Si certains continuèrent de travailler dans des usines après l’armistice de 1940 – et même, pour quelques-uns, dans des entreprises allemandes, comme la firme Todt, chargée de construire le « mur de l’Atlantique » –, la plupart des ONS furent employés dans l’agriculture, souvent pour des salaires de misère. En particulier en Camargue où – fait assez peu connu – ils contribuèrent à relancer une riziculture jusqu’alors peu prospère.
Pierre Daum a choisi de prolonger son étude jusqu’en 1952, date à laquelle les autorités décidèrent de dissoudre l’administration chargée de s’occuper des ONS et d’organiser leur retour. Un retour dont il montre toutefois que la France libérée ne fut guère plus encline à l’encourager que la France occupée.

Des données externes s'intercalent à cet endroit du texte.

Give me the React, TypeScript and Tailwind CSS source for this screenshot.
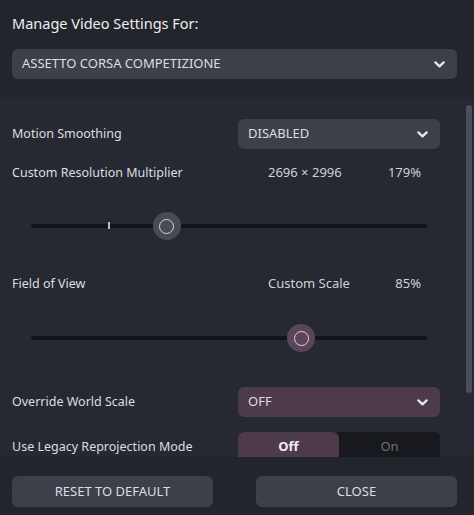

C’est que l’Indochine, entre-temps, était entrée en guerre contre la métropole, et que les ONS risquaient, de ce fait, de rejoindre les rangs des indépendantistes. Une crainte en partie justifiée puisque certains s’engagèrent à l’extrême gauche, notamment au sein de la IVe Internationale trotskiste qui, dans l’immédiat après-guerre, affichait des positions beaucoup plus radicales qu’un Parti communiste encore prêt à croire en la possibilité d’une autonomie négociée. L’opposition entre communistes et trotskistes déboucha sur de violents affrontements. Comme à Marseille, où l’on compta 6 morts et 60 blessés dans la nuit du 15 au 16 mai 1948. Ce que le quotidien Le Provençal n’hésita pas à qualifier, à l’époque, de « Saint-Barthélemy indochinoise ».
Thomas Wieder
Note
(1) Signalons également un site Internet très complet : Travailleurs-indochinois.org.